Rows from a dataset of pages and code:
↓↓↓
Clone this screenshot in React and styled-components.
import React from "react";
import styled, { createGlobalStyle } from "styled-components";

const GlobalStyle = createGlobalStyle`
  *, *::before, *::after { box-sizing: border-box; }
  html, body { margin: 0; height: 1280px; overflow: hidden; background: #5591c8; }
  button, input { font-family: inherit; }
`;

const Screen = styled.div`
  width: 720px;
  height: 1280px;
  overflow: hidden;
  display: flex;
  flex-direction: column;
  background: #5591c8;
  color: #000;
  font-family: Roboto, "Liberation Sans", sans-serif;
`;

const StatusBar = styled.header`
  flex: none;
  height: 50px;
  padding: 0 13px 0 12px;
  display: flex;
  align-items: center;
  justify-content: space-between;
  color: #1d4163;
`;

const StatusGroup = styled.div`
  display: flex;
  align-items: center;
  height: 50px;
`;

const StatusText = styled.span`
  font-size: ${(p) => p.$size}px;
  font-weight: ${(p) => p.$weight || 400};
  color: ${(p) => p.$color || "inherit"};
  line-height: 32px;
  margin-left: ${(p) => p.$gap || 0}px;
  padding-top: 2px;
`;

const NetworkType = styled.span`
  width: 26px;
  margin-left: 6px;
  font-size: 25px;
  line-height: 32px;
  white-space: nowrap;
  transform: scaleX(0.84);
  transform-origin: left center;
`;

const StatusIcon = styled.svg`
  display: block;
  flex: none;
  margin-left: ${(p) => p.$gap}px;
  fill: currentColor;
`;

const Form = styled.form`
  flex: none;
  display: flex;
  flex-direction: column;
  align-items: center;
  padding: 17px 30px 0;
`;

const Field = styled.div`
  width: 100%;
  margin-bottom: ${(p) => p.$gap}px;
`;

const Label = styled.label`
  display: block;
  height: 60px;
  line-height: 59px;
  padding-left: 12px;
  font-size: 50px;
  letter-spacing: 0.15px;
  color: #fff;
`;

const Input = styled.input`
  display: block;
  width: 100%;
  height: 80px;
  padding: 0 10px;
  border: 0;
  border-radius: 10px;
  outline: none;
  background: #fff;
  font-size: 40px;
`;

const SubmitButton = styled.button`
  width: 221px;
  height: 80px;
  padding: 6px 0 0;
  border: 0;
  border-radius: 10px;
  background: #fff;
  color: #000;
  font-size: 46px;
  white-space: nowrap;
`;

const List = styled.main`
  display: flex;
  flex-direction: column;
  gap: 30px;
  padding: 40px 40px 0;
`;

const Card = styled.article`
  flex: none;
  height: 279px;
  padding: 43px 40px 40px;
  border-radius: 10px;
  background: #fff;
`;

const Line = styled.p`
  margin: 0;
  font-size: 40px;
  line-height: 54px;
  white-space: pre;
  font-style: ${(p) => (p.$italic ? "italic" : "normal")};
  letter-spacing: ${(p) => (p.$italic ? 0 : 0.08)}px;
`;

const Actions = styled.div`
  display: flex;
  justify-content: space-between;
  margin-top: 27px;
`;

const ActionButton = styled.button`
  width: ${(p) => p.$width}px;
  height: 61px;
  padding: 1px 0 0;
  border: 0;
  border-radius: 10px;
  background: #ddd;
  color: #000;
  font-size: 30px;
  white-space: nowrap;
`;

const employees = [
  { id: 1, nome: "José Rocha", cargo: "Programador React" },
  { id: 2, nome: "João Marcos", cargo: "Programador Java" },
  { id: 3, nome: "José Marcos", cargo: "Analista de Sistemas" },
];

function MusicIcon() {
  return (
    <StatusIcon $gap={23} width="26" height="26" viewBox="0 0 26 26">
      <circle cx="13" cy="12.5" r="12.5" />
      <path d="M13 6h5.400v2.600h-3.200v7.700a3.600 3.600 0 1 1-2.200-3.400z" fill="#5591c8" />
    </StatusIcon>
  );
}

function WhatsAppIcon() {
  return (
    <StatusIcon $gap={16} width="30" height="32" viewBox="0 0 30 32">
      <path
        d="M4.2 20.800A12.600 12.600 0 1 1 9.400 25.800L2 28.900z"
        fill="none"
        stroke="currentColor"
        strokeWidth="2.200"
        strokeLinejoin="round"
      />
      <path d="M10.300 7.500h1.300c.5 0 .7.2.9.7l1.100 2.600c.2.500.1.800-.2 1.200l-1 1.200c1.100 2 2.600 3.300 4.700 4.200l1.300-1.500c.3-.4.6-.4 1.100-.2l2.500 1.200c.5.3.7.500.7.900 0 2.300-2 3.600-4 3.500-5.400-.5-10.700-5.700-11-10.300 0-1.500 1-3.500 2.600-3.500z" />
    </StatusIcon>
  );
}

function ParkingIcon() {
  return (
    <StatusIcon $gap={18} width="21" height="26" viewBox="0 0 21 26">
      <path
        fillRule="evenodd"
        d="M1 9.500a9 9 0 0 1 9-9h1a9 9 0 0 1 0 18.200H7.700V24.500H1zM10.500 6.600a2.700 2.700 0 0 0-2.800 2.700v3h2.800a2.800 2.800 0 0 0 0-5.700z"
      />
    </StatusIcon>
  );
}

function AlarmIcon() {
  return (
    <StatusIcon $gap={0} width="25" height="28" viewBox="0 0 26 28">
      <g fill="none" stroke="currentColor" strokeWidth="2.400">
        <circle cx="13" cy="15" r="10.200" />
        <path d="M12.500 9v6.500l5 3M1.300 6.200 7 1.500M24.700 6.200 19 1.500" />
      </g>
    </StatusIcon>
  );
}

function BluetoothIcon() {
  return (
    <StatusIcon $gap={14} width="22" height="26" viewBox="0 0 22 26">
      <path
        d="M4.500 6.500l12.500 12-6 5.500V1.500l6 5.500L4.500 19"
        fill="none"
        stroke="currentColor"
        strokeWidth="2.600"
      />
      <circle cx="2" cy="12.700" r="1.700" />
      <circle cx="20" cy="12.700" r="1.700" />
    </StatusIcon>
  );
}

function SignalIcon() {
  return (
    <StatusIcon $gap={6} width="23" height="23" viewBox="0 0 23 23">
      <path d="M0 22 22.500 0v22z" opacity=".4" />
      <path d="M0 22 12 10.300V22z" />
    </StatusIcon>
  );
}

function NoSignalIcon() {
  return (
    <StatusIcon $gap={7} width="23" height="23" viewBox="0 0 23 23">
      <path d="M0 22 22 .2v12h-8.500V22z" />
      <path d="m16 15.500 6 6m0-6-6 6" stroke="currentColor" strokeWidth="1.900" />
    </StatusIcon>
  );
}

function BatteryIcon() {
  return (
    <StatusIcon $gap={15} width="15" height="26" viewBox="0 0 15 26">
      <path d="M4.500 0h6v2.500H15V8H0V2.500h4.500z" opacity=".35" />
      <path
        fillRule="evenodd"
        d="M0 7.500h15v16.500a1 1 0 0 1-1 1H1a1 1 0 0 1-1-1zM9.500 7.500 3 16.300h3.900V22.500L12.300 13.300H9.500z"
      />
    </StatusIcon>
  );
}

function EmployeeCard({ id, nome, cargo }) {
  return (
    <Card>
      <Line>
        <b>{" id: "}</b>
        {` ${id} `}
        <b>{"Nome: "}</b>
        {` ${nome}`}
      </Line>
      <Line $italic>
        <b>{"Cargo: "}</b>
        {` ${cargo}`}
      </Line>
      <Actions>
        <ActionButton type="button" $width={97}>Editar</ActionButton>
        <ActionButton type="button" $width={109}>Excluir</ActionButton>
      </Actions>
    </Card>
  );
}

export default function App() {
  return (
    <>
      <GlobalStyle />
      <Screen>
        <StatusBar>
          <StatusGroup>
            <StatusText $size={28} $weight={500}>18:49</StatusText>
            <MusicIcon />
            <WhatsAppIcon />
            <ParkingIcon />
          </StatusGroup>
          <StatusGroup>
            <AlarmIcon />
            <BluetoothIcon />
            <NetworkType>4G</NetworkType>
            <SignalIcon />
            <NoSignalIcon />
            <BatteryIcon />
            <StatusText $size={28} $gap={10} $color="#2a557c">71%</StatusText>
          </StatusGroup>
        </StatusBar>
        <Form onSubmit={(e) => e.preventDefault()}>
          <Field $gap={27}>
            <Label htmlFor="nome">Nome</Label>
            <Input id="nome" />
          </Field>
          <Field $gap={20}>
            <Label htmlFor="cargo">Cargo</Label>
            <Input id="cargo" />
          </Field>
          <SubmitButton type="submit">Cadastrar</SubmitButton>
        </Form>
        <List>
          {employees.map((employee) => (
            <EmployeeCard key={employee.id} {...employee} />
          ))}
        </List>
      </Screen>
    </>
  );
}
↑↑↑
↓↓↓
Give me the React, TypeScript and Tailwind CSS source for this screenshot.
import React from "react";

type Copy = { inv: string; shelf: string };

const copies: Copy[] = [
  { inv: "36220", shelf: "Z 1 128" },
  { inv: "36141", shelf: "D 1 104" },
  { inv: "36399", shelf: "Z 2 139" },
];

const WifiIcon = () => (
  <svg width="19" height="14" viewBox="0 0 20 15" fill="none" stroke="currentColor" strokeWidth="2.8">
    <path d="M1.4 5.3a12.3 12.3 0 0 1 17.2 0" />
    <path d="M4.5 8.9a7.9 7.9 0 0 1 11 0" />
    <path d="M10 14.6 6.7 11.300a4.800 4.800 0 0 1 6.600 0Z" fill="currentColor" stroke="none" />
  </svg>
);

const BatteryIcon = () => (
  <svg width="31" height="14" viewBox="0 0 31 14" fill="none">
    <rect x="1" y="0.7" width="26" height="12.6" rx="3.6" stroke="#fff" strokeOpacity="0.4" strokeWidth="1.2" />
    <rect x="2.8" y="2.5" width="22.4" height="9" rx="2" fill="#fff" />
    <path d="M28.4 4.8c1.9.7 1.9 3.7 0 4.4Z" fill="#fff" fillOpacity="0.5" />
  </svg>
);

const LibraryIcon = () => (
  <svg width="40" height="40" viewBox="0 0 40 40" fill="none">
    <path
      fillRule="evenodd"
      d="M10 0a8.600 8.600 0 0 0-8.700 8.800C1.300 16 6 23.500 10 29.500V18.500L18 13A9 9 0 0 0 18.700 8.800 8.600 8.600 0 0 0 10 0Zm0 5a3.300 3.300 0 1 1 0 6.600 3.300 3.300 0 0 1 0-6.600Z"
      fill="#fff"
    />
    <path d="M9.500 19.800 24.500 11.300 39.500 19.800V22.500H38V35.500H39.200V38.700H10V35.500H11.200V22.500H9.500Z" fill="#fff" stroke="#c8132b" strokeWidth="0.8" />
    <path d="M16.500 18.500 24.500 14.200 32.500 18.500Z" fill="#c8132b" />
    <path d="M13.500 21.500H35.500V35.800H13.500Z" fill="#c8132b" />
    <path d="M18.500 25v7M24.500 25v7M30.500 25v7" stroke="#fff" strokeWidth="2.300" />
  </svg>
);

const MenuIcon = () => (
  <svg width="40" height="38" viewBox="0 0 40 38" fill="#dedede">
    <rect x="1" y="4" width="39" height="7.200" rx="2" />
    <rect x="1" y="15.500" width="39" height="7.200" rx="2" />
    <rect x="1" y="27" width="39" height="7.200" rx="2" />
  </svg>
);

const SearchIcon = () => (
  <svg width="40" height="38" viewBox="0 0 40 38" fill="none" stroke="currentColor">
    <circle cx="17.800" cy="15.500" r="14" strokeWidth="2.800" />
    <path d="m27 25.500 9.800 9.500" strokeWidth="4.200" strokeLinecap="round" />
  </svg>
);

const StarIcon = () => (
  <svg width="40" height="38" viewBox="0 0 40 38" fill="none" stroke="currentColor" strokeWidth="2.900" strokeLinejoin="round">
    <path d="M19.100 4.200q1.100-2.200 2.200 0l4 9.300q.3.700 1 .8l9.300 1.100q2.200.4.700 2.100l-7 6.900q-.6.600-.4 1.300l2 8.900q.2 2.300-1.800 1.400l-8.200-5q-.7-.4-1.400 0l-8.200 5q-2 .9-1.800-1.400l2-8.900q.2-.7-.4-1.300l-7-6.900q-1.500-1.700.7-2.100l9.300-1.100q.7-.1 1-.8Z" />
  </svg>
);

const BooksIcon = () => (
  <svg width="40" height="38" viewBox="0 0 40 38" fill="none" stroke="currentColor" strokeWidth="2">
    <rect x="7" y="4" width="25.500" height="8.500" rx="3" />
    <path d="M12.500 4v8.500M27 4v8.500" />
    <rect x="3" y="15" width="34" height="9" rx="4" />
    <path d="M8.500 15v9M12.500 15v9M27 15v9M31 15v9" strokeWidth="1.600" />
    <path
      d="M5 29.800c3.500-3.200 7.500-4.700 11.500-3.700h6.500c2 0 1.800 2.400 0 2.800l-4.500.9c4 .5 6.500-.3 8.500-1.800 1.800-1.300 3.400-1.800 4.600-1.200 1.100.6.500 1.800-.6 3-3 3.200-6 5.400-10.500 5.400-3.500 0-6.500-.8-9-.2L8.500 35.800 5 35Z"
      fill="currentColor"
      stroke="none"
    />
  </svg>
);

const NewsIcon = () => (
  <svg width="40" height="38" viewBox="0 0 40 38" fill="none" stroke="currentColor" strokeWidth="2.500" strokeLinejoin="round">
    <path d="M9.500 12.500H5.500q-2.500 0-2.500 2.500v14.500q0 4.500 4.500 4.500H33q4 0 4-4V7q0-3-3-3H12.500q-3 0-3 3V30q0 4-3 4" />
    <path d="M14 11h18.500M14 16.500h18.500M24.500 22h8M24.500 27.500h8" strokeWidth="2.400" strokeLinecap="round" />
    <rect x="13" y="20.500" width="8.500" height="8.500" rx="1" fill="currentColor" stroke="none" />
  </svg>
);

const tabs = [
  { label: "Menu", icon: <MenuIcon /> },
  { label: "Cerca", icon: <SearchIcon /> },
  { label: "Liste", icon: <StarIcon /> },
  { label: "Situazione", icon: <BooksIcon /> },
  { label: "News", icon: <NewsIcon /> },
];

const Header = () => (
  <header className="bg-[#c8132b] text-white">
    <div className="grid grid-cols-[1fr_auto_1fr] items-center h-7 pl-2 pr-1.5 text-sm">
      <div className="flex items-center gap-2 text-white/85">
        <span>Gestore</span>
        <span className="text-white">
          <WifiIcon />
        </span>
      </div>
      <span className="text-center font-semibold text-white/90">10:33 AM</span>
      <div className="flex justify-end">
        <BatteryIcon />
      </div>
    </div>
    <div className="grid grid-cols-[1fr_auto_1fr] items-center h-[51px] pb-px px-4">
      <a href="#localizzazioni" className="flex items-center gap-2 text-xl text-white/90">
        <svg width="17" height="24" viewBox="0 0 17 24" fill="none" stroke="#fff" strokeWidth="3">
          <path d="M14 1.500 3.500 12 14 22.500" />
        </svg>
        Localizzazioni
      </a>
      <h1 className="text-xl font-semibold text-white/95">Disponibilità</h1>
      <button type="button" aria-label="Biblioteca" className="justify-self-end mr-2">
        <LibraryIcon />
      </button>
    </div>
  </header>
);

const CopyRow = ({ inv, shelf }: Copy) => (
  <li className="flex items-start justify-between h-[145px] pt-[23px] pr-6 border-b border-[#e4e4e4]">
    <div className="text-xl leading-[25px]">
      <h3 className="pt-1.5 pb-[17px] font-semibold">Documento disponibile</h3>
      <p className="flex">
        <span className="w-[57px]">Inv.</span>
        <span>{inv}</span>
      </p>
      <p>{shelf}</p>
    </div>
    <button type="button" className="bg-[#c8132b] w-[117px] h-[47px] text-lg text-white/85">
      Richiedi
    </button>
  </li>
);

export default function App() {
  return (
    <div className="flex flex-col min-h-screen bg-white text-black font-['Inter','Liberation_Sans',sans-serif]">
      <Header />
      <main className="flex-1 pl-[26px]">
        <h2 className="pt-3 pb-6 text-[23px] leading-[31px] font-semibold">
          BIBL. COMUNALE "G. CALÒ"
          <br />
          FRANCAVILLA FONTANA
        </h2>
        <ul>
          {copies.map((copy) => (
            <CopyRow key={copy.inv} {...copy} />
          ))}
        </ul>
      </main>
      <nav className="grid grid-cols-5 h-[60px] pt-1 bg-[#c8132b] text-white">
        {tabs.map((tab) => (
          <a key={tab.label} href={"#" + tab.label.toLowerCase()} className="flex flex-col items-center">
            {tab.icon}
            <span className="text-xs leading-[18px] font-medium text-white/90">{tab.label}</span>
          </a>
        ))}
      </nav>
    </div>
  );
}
↑↑↑
↓↓↓
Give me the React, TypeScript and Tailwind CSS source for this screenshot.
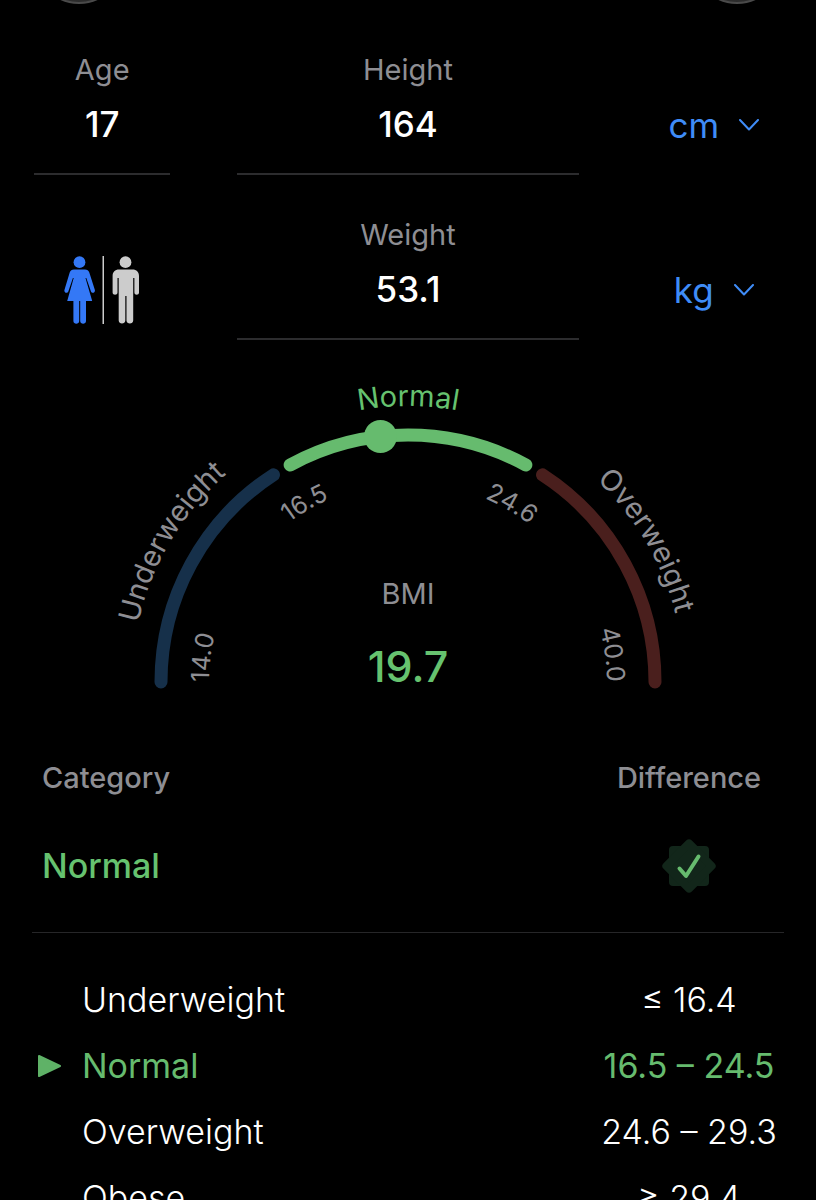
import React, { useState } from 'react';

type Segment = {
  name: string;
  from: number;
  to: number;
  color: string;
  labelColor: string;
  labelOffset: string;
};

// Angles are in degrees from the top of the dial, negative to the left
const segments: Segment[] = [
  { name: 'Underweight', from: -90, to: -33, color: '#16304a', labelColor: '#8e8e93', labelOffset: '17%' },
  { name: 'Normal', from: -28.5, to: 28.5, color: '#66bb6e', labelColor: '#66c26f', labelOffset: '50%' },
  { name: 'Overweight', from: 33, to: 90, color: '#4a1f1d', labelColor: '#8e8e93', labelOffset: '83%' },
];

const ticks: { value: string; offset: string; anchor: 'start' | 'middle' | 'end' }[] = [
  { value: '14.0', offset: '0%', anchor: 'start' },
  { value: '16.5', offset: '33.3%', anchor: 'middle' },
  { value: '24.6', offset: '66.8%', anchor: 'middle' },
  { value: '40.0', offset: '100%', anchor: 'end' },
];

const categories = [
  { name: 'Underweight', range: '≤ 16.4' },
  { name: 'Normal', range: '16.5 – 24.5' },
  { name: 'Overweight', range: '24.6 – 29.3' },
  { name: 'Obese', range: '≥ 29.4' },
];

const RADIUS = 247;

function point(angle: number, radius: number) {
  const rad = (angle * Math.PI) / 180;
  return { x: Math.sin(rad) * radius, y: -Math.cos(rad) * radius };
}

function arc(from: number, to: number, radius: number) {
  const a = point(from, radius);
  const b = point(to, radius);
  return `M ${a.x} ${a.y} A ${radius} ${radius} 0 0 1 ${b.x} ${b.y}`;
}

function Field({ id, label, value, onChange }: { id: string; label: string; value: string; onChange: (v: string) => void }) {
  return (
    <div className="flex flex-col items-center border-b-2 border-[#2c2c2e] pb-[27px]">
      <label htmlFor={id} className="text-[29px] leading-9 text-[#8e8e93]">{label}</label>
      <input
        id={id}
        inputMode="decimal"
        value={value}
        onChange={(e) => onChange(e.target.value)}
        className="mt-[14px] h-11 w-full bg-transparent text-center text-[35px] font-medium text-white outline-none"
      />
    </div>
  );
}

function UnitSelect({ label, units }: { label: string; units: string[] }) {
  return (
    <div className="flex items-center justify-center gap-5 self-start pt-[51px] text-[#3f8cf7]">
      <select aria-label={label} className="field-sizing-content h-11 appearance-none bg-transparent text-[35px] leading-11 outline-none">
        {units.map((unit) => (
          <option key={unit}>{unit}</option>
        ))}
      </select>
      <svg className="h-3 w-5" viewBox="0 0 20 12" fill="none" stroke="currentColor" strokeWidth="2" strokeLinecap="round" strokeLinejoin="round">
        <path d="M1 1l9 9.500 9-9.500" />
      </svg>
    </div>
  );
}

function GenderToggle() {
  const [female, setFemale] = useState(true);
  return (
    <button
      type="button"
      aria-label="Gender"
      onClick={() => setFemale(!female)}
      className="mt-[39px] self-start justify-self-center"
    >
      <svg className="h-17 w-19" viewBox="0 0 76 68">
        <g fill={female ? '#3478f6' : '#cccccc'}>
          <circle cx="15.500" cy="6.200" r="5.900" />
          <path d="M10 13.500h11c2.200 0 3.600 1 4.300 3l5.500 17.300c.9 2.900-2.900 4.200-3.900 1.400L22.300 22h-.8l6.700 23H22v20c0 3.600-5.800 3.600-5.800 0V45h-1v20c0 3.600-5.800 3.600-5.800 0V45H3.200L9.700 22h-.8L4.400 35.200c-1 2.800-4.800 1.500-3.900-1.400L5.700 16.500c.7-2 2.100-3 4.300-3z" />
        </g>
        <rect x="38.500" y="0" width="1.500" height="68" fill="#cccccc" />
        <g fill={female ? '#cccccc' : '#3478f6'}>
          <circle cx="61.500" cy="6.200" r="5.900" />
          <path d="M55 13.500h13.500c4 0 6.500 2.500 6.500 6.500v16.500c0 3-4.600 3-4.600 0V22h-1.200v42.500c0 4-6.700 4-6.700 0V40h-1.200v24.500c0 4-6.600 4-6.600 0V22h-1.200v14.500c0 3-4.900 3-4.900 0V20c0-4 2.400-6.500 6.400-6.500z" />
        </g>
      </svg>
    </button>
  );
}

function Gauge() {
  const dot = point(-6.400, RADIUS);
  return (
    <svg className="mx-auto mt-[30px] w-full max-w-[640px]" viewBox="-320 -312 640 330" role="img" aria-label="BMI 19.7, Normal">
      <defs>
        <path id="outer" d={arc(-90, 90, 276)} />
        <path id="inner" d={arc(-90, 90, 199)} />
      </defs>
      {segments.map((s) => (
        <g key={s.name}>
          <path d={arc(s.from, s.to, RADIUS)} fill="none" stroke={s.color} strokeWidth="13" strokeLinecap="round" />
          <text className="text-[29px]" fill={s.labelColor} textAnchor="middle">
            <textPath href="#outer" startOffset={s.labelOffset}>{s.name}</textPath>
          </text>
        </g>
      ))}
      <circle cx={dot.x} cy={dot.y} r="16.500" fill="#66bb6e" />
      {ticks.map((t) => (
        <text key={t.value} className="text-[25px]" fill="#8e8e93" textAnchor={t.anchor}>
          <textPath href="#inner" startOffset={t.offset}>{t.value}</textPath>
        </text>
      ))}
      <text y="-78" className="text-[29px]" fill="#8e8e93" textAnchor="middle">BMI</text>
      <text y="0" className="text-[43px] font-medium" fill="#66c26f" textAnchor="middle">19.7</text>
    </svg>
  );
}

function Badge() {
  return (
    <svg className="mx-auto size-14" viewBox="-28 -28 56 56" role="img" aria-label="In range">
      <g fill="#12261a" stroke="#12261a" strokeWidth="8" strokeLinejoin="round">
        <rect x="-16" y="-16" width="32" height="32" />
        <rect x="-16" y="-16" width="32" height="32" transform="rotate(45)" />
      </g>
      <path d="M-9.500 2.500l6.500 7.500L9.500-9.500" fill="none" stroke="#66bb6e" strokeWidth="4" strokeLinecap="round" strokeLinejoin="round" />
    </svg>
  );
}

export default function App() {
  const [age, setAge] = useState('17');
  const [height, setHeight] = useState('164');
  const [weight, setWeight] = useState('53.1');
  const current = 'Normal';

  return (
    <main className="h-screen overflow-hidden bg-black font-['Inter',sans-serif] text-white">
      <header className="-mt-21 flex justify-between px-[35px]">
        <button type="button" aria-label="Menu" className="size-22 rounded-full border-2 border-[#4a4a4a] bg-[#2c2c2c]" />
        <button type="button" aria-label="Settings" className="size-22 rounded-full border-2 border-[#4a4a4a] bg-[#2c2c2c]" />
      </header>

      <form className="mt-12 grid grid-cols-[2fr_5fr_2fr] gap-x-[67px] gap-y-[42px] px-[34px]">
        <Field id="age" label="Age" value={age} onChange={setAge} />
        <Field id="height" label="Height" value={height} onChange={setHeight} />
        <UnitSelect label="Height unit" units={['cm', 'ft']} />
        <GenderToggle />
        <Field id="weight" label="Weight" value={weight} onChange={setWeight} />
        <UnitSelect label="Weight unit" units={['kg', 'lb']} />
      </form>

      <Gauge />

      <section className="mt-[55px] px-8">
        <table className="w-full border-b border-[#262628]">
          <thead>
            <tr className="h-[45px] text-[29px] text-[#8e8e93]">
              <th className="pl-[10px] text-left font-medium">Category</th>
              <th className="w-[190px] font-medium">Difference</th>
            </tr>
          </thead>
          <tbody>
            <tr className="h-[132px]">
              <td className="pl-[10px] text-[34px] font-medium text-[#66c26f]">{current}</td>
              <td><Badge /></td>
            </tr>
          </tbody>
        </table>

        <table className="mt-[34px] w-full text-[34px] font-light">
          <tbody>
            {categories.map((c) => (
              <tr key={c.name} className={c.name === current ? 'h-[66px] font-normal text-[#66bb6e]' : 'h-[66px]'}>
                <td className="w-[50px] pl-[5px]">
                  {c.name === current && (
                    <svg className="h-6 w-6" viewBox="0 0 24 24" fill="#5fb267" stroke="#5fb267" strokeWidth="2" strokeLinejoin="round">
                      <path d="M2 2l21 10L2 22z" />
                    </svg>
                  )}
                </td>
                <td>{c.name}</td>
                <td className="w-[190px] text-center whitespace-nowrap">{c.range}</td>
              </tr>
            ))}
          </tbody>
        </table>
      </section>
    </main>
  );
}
↑↑↑
Look through the entries above; copy each line where the string "components" appears.

Answer:
Clone this screenshot in React and styled-components.
import styled, { createGlobalStyle } from "styled-components";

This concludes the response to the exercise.